That’s basically what Apple is being ordered to do regarding the phone:
In other words, the order does not tell Apple to crack the encryption when Apple does not have the key. Rather, it is asking Apple to turn off a specific feature so that the FBI can try to brute force the key — and we can still argue over whether or not it’s appropriate to force Apple to disable a key feature that is designed to protect someone’s privacy. It also raises questions about whether or not Apple can just turn off that feature or if it will have to do development work to obey the court’s order.
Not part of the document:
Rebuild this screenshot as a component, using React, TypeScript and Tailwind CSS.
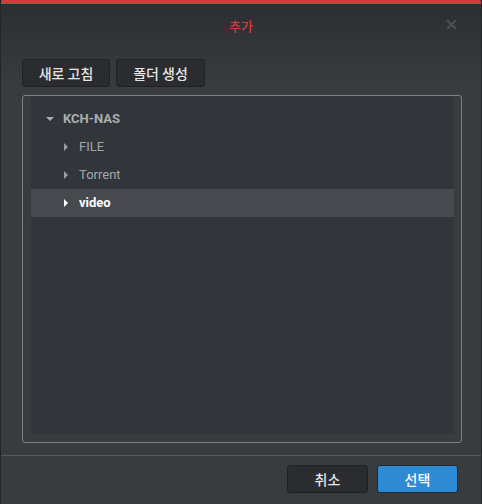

It is worth noting that it is possible that even with Apple’s assistance, the FBI may not be able to break the encryption without the key. And computer security legend John McAfee is pessimistic about the FBI chances, though sanguine about his own. After all, the point of strong encryption is to resist such code breaking efforts. Although the debate about whether the feds should be granted an encryption backdoor is ongoing, that consideration is beside the point here.
Local law enforcement does not have the financial and technological resources of federal law enforcement agencies. Unlike the feds, local law enforcement would often be thwarted without the ability to fully execute a search warrant of electronic data stored on smart phones or computer-type devices. Generally, your local law enforcement is running down cases like gang-affiliated groups running drugs or credit card skimming rings. With limited resources, things like 24-hour surveillance, wire taps, and undercover investigators cannot be used as work-arounds for search warrants. They would break budgets before they break cases.
Apple’s concern for the slippery slope and their bottom line is understandable and weakening security could lead to less privacy and more crimes like identity theft. But uncooperative technology companies will have real-world impacts on local communities. It’s not just terrorists who use cell phones. The ability to lawfully get data off smart phones is an important tool for law enforcement in more and more cases.
While companies like Apple stridently refusing to assist with search warrants will not, by itself, cause a great spike upward in the crime rate, it will make it more difficult to arrest and then prosecute moderately sophisticated criminals. This means their criminal enterprises will go on longer and cause more damage before they slip up, like finally nabbing Capone on tax evasion.
People certainly have privacy interests worth protecting, but people also have an interest in search warrants being executed against criminals.
Main image via Flickr/GillyBerlin.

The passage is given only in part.